01/07/2025
🗝La construction du monde : un filtre dans la relation à l’autre
En thérapie de couple, il est fondamental de comprendre que la communication entre deux personnes n’est jamais neutre. Elle est profondément influencée par ce que chacun appelle sa "construction du monde".
Cette expression, empruntée à Mony Elkaïm, neuropsychiatre et figure incontournable de l’approche systémique, désigne la manière singulière dont chaque individu perçoit, comprend et interprète la réalité. Autrement dit, chacun d’entre nous vit dans un monde façonné par son histoire, ses expériences, ses croyances, ses émotions, et le contexte dans lequel il a évolué (familial, culturel, social, professionnel…).

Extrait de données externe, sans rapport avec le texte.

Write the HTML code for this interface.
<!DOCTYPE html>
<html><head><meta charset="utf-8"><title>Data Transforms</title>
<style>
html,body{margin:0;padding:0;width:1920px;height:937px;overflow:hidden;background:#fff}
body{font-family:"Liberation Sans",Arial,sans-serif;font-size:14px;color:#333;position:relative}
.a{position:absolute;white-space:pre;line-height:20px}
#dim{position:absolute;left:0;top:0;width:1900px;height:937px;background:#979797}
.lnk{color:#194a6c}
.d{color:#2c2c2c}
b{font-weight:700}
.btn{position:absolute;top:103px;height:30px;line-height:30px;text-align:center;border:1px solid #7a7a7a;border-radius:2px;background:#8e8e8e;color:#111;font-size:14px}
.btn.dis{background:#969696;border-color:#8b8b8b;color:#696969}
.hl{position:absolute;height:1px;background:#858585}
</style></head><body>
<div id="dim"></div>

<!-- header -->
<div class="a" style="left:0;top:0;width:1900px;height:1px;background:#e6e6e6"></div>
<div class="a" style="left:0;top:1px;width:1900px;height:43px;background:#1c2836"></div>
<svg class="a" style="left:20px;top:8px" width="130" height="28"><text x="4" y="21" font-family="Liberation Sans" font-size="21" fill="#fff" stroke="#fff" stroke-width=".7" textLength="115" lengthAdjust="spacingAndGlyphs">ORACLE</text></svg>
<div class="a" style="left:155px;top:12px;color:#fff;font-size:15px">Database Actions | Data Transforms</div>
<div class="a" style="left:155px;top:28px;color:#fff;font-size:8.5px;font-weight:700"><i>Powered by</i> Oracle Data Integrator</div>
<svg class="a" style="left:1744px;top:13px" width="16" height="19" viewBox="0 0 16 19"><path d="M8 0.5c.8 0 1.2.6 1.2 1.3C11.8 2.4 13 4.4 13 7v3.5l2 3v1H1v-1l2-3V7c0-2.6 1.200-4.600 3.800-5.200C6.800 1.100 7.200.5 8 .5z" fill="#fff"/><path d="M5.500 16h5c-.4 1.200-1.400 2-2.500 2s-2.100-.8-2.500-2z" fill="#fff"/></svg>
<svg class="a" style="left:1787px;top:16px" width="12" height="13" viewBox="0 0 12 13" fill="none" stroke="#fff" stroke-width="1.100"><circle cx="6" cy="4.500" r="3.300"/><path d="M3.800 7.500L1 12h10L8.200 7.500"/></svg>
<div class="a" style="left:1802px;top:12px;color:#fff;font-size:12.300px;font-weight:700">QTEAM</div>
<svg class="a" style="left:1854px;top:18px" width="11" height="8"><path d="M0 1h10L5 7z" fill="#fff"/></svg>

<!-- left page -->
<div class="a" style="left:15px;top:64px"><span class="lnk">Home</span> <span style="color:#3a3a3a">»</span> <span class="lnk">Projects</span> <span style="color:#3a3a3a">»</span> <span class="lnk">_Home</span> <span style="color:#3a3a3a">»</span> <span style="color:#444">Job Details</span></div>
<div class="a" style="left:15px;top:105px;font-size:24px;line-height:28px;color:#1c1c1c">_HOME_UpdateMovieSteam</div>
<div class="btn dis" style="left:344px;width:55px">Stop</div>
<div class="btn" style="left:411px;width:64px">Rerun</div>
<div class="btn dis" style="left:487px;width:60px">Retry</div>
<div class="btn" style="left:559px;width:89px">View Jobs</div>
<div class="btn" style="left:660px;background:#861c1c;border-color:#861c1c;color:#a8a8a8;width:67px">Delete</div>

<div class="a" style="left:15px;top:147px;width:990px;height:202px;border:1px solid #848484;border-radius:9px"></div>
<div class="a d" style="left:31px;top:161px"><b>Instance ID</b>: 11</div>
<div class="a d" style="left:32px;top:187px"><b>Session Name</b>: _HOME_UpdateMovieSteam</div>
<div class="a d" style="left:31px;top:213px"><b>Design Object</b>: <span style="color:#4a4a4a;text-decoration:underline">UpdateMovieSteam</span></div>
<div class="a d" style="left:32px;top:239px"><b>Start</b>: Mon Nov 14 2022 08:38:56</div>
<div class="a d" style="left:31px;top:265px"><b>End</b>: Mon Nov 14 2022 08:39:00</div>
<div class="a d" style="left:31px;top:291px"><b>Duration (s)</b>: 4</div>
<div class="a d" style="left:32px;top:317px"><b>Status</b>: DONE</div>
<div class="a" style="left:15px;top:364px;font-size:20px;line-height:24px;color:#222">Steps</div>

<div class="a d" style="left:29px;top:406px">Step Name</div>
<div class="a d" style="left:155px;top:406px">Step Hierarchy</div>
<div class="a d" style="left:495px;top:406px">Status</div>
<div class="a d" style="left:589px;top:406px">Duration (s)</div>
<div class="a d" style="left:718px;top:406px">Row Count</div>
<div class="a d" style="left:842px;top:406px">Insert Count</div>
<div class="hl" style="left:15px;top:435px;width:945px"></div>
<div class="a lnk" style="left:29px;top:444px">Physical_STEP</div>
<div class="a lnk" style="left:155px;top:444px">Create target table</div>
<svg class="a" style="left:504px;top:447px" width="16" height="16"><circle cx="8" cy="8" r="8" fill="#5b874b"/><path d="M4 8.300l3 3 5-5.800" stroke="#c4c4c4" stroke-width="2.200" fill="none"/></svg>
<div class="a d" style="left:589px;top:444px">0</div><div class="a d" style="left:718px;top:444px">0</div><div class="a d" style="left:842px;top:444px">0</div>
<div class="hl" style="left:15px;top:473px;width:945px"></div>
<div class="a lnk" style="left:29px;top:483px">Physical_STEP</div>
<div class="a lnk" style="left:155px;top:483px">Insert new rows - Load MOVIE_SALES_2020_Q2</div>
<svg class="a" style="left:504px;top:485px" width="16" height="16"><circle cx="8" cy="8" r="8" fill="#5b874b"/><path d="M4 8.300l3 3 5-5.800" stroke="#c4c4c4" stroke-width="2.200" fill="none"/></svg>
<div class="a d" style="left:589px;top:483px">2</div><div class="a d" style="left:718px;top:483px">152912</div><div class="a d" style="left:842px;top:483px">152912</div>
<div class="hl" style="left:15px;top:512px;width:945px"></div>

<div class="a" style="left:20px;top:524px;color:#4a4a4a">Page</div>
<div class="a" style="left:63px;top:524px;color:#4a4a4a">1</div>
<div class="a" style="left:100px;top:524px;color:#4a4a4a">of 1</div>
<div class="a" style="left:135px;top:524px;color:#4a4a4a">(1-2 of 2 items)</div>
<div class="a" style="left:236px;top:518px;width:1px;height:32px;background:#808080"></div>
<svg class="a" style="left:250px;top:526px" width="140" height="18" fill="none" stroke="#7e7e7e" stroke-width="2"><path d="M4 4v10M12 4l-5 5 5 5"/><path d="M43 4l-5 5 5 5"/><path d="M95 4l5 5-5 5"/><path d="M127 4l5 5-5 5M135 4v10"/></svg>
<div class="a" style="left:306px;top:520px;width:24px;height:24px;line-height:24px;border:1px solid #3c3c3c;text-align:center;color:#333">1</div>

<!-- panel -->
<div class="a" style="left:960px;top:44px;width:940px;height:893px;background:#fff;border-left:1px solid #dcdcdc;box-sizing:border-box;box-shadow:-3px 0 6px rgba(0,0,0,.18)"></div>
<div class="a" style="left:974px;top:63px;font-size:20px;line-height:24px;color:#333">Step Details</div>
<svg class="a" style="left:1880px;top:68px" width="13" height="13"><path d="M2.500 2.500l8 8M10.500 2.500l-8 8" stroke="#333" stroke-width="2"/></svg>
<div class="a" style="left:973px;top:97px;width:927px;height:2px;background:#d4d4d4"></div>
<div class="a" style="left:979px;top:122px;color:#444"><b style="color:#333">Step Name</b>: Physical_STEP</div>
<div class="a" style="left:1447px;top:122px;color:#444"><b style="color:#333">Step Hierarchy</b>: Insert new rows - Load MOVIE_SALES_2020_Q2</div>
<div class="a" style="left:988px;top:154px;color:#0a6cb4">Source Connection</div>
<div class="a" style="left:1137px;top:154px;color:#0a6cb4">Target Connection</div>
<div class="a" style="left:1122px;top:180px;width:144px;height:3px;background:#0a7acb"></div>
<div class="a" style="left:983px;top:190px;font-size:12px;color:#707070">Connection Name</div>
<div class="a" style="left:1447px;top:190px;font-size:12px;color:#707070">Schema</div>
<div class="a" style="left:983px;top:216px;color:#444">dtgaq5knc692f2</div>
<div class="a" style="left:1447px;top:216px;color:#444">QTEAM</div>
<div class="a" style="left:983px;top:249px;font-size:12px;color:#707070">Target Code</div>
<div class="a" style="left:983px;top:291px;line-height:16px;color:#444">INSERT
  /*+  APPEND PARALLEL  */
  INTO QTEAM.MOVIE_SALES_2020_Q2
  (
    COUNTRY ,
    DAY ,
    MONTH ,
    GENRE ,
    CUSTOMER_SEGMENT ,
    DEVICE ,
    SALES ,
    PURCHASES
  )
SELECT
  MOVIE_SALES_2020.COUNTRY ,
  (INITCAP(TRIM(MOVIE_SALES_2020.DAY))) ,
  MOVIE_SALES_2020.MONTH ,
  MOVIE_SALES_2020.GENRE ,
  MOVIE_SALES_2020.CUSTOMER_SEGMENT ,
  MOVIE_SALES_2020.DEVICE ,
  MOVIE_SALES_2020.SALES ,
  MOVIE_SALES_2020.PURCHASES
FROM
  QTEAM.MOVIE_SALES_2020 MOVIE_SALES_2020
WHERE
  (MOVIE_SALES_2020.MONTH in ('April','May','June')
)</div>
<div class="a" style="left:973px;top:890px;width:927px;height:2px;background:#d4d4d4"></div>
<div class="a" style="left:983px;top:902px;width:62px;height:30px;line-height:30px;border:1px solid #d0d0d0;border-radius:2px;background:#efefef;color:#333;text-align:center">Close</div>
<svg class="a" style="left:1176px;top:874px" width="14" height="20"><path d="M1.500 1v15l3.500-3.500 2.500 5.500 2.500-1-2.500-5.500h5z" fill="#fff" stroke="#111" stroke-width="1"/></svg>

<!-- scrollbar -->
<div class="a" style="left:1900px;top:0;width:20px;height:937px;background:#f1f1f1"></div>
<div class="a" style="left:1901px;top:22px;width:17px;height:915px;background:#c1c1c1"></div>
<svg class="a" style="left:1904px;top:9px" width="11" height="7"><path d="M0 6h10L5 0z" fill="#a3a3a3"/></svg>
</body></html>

Le constructivisme, courant philosophique auquel Elkaïm se rattache, nous rappelle que notre perception du monde n’est pas un miroir fidèle de la réalité, mais une construction mentale. Comme le disait déjà Kant, nous n’accédons pas directement aux choses en soi, mais à une version construite à travers nos filtres internes.
Ces filtres, ce sont nos croyances, souvent inconscientes, qui orientent notre regard sur le monde. Ainsi, comme le souligne Humberto Maturana : « On ne voit que ce qu’on croit. » Nous projetons sur l’autre – et sur la relation – notre manière de lire le monde, parfois sans en avoir conscience.
Il est important de souligner que la réalité, elle, existe bel et bien. Mais chacun en possède une "carte" différente, une représentation partielle et subjective. Et comme aucune carte ne peut refléter la totalité du territoire, les échanges dans le couple peuvent devenir source de conflits lorsque ces cartes sont trop éloignées… ou qu’on tente d’imposer la sienne à l’autre.
Dans la communication, cela se traduit souvent par des malentendus ou des tensions :
lorsqu’on présente son point de vue comme une vérité absolue,
lorsqu’on confond ce que je ressens avec ce qui est,
ou encore lorsqu’on croit que écouter l’autre revient à être d’accord avec lui.
Ce sont des pièges fréquents que nous explorons en thérapie. Et pourtant, il est possible d’en sortir.
L’enjeu, dans la relation, n’est pas de déterminer qui a raison ou tort, mais de comprendre comment deux visions du monde peuvent coexister. Il ne s’agit plus de choisir entre toi ou moi, mais d’oser le toi et moi. D’accepter que ton point de vue puisse enrichir le mien, sans le nier.
Ce changement de posture invite à passer d’un dialogue défensif à un échange ouvert. Il suppose aussi un travail de décentration : sortir de sa propre carte du monde pour aller à la rencontre de celle de l’autre. C’est un mouvement exigeant, mais profondément réparateur.
Pour faciliter cela, nous utilisons parfois en séance des outils comme le recadrage, qui permet de regarder une situation sous un autre angle, en intégrant plusieurs points de vue. Un exemple simple consiste à remplacer les formulations exclusives (« soit tu as raison, soit moi ») par des formulations inclusives (« tu as ta vision, et moi aussi »).
Je reviendrai plus en détail sur cette technique dans un prochain article. En attendant, je vous invite à observer, dans vos échanges, combien nos différences de perception ne sont pas des menaces… mais des opportunités de rencontre.